• [RAW RECORDS]:
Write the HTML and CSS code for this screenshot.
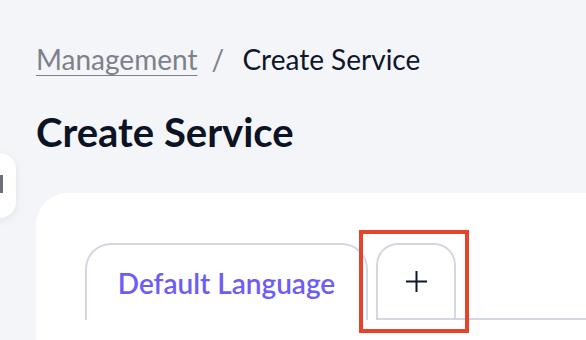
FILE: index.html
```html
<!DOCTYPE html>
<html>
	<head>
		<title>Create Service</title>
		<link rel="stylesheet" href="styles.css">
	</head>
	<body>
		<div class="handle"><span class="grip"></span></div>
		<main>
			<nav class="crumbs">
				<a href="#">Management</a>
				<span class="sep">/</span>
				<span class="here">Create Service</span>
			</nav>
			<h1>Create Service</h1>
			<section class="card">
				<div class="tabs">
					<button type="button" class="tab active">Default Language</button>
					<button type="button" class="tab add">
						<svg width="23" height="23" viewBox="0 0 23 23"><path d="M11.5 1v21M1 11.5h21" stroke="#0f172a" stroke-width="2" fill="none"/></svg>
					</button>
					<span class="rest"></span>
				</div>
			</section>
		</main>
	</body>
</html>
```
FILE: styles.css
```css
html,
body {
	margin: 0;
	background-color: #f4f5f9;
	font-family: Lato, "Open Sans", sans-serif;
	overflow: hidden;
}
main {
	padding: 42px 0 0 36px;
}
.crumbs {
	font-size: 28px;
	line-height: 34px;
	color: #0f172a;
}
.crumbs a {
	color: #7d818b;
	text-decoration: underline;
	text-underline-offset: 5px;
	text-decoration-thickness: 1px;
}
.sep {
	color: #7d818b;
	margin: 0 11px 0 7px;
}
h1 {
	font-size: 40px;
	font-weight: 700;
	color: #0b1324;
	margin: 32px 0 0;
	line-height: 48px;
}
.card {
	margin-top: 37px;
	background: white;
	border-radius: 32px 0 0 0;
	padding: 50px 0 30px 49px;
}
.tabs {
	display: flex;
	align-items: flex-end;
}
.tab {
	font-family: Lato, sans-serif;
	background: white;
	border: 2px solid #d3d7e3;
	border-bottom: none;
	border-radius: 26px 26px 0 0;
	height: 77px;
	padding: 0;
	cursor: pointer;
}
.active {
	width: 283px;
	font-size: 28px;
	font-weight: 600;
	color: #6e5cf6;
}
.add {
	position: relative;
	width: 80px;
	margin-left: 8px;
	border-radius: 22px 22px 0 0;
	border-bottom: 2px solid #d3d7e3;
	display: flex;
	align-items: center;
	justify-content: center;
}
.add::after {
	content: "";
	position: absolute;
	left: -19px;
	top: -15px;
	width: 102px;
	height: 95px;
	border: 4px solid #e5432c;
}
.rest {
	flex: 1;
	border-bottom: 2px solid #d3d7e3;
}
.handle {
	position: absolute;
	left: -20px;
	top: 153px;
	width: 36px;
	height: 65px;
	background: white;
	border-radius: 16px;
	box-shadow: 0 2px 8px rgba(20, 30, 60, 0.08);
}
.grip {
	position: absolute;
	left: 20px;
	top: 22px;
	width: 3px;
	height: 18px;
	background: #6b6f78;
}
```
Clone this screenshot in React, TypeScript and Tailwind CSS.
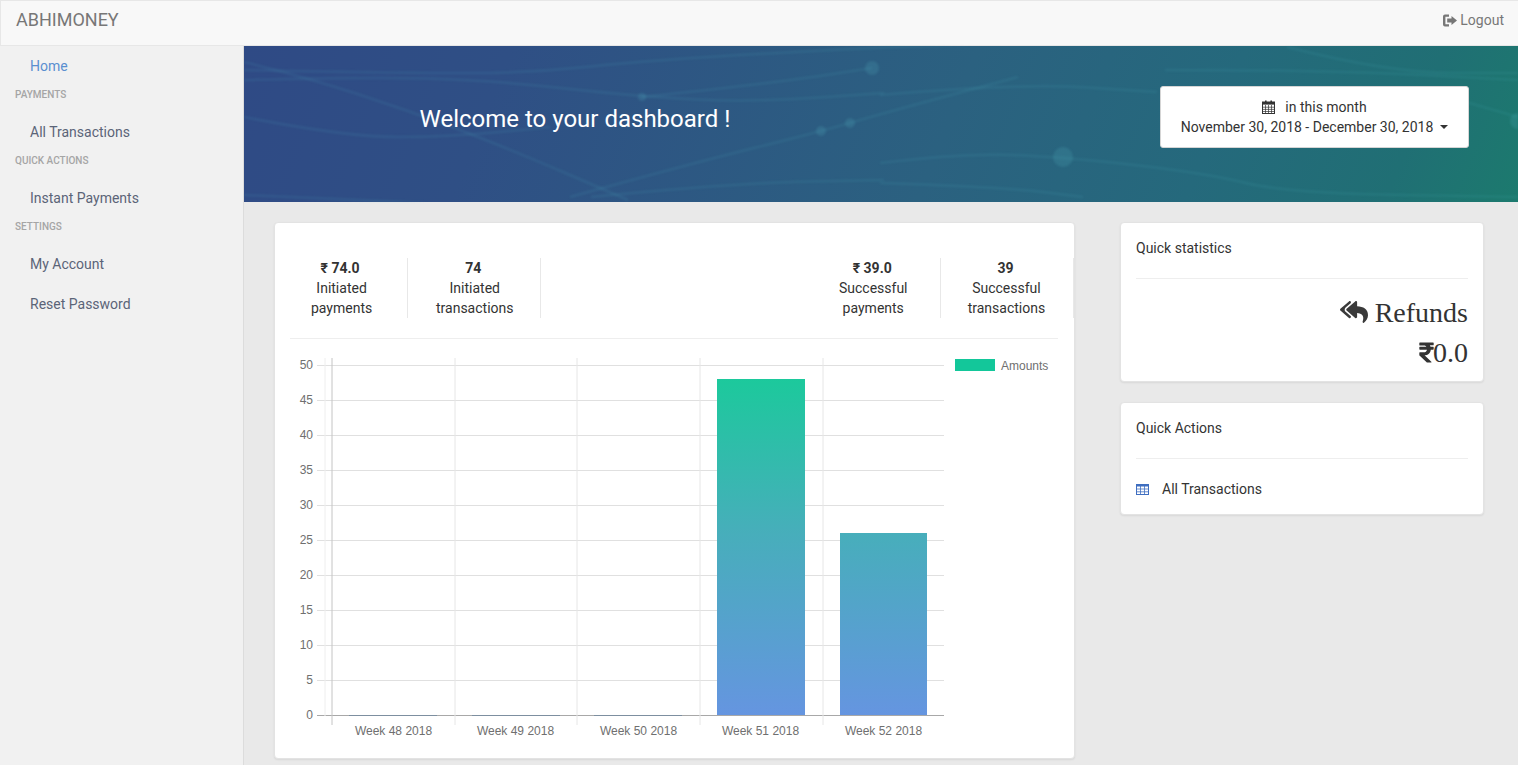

• [TASK REQUIREMENTS]: Note how many lines in the listing above hold the string "screenshot", then give only that figure.

• [SOLUTION TO THIS PROBLEM]: 2